6.   A FENPROF vai incrementar uma estratégia de permanente esclarecimento e mobilização das escolas e da classe docente porque a esperança por si só não transforma a realidade, mas é sempre uma forte motivação para a acção. O povo português deu a maioria absoluta a um partido para governar o país e ao fazê-lo atribuiu-lhe uma enorme responsabilidade. A FENPROF nada fará para a esbater antes será profundamente exigente no que respeita ao cumprimento de todos os compromissos que possam dar corpo à esperança, porque os professores sabem que nada é dado, tudo se conquista o que implica movimento e luta e não abulia e indiferença.

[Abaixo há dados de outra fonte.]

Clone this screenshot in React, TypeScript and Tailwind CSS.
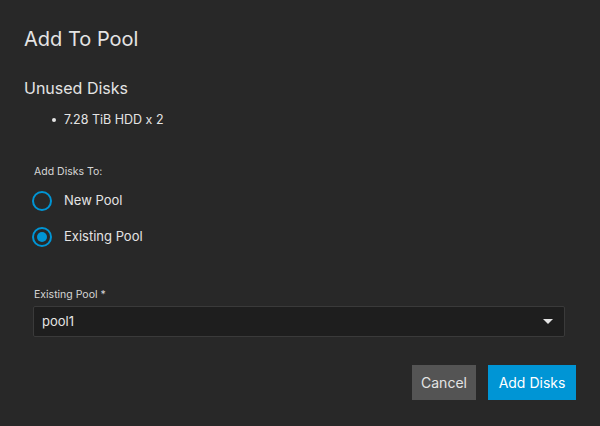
import React, { useState } from 'react';

const Radio = ({ label, checked, onClick }: { label: string; checked: boolean; onClick: () => void }) => (
  <label className="flex h-9 cursor-pointer items-center gap-3 pl-2" onClick={onClick}>
    <span className="flex h-5 w-5 items-center justify-center rounded-full border-2 border-[#0095d5]">
      {checked && <span className="h-2.5 w-2.5 rounded-full bg-[#0095d5]" />}
    </span>
    <span className="text-[13px] text-[#e4e4e4]">{label}</span>
  </label>
);

export default function App() {
  const [mode, setMode] = useState<'new' | 'existing'>('existing');

  return (
    <div className="h-[426px] w-[600px] bg-[#282828] px-6 pt-[25px] font-['Inter',sans-serif] text-[#e4e4e4]">
      <h2 className="text-[20px] leading-7">Add To Pool</h2>

      <h3 className="mt-[23px] text-[16px] leading-6">Unused Disks</h3>
      <ul className="mt-[10px] pl-7">
        <li className="flex items-center gap-2 text-[12.5px] leading-5">
          <span className="h-1 w-1 rounded-full bg-[#e4e4e4]" />
          7.28 TiB HDD x 2
        </li>
      </ul>

      <div className="mt-[34px] pl-2.5 text-[10.5px] leading-4 text-[#d6d6d6]">Add Disks To:</div>
      <div className="mt-[3px] flex flex-col">
        <Radio label="New Pool" checked={mode === 'new'} onClick={() => setMode('new')} />
        <Radio label="Existing Pool" checked={mode === 'existing'} onClick={() => setMode('existing')} />
      </div>

      <div className="mt-[32px] pl-2.5 text-[10.5px] leading-4 text-[#d6d6d6]">Existing Pool *</div>
      <div className="ml-[9px] mr-[11px] mt-[3px] flex h-[31px] items-center justify-between rounded-[2px] border border-[#3a3a3a] bg-[#1e1e1e] pl-2 pr-[11px]">
        <span className="text-[13px] text-[#e4e4e4]">pool1</span>
        <span className="h-0 w-0 border-x-[5px] border-t-[5px] border-x-transparent border-t-[#e4e4e4]" />
      </div>

      <div className="mt-[28px] flex justify-end gap-3">
        <button className="h-[35px] w-[64px] bg-[#545454] text-[14px] text-[#e4e4e4]">Cancel</button>
        <button className="h-[35px] w-[88px] bg-[#0095d5] text-[14px] text-white">Add Disks</button>
      </div>
    </div>
  );
}
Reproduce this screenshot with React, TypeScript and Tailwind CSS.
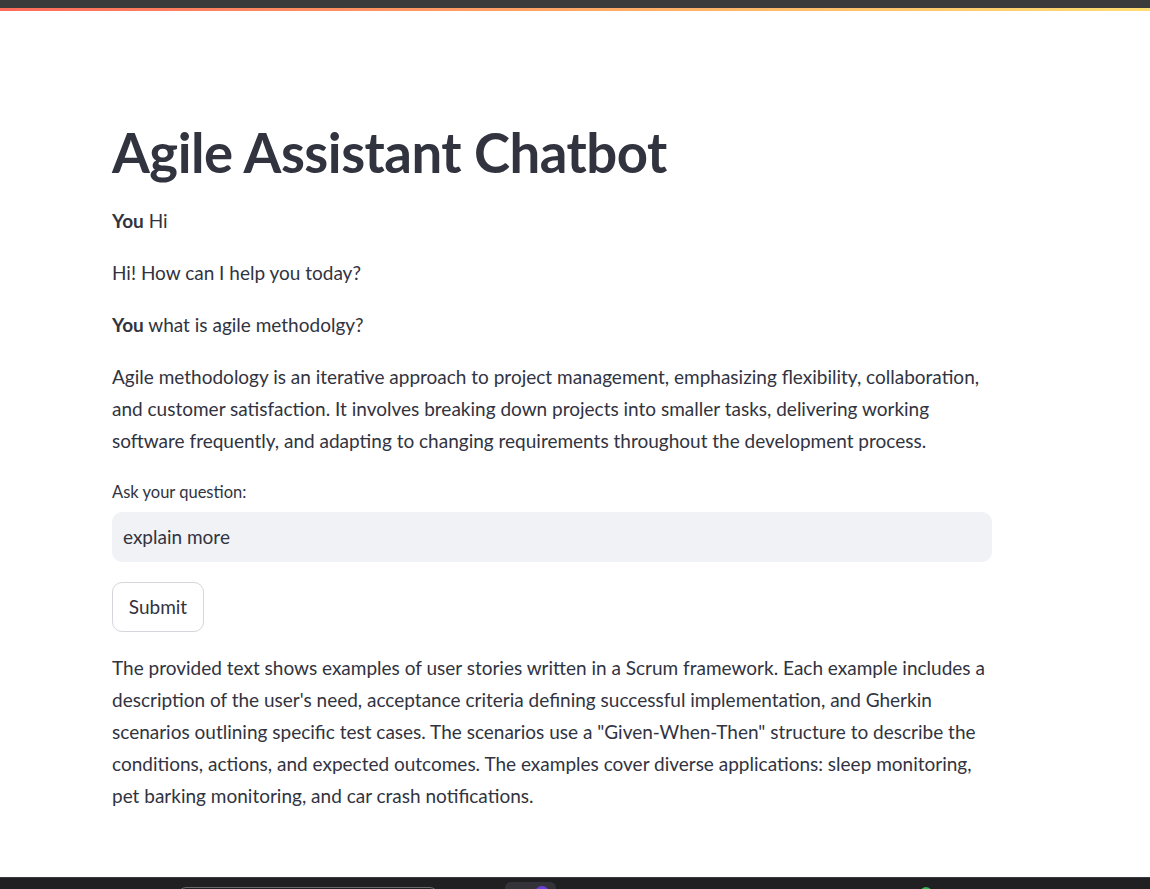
import React from "react";

const font = { fontFamily: '"Source Sans Pro", Lato, "Noto Sans", sans-serif' };

function Taskbar() {
  return (
    <div className="h-[12px] shrink-0 bg-[#202022] border-t border-[#3a3a3c] flex items-start overflow-hidden">
      <div className="ml-[178px] mt-[9px] w-[260px] h-[10px] rounded-t-[8px] border border-[#6b6b6e]" />
      <div className="ml-[67px] mt-[4px] w-[51px] h-[14px] rounded-t-[6px] bg-[#34333a] flex justify-end pr-[7px]">
        <div className="mt-[4px] w-[14px] h-[14px] rounded-full bg-[#6b3fd6]" />
      </div>
      <div className="ml-[364px] mt-[9px] w-[12px] h-[12px] rounded-full bg-[#2fb84a]" />
    </div>
  );
}

export default function App() {
  return (
    <div className="min-h-[889px] h-[889px] flex flex-col bg-white text-[#31333f]" style={font}>
      <div className="h-[8px] shrink-0 bg-[#3b3b3b]" />
      <div className="h-[3px] shrink-0 bg-gradient-to-r from-[#ff6b5b] to-[#ffdd72]" />

      <main className="flex-1 pl-[112px] pt-[108px]">
        <div className="w-[880px]">
          <h1 className="text-[54.5px] leading-[66px] font-bold tracking-[-0.5px]">Agile Assistant Chatbot</h1>

          <div className="mt-[20px] flex flex-col gap-[20px] text-[19px] leading-[32px]">
            <p>
              <span className="font-bold">You</span> Hi
            </p>
            <p>Hi! How can I help you today?</p>
            <p>
              <span className="font-bold">You</span> what is agile methodolgy?
            </p>
            <p>
              Agile methodology is an iterative approach to project management, emphasizing flexibility, collaboration,
              and customer satisfaction. It involves breaking down projects into smaller tasks, delivering working
              software frequently, and adapting to changing requirements throughout the development process.
            </p>
          </div>

          <label className="block mt-[24px] text-[16.5px] leading-[22px]">Ask your question:</label>
          <div className="mt-[9px] h-[50px] rounded-[10px] bg-[#f0f2f6] flex items-center px-[11px] text-[19px]">
            explain more
          </div>

          <button className="mt-[20px] w-[92px] h-[50px] rounded-[10px] border border-[#d5d6db] bg-white text-[19px]">
            Submit
          </button>

          <p className="mt-[20px] text-[19px] leading-[32px]">
            The provided text shows examples of user stories written in a Scrum framework. Each example includes a
            description of the user's need, acceptance criteria defining successful implementation, and Gherkin
            scenarios outlining specific test cases. The scenarios use a "Given-When-Then" structure to describe the
            conditions, actions, and expected outcomes. The examples cover diverse applications: sleep monitoring,
            pet barking monitoring, and car crash notifications.
          </p>
        </div>
      </main>

      <Taskbar />
    </div>
  );
}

      A FENPROF estará atenta às primeiras medidas a serem anunciadas pelo Governo porque elas serão o prenúncio das suas políticas. A estratégia da Federação será traçada em função da concretização ou frustração das expectativas geradas pelos resultados eleitorais de 20 de Fevereiro, todas elas de sinal contrário às marcas deixadas pelos governos anteriores. Se as políticas que vierem a ser desenvolvidas contrariarem a vontade de mudança expressa pela maioria do povo português e não visarem a defesa da qualidade da escola pública, a FENPROF, como sempre, erguerá com firmeza e determinação as bandeiras da luta.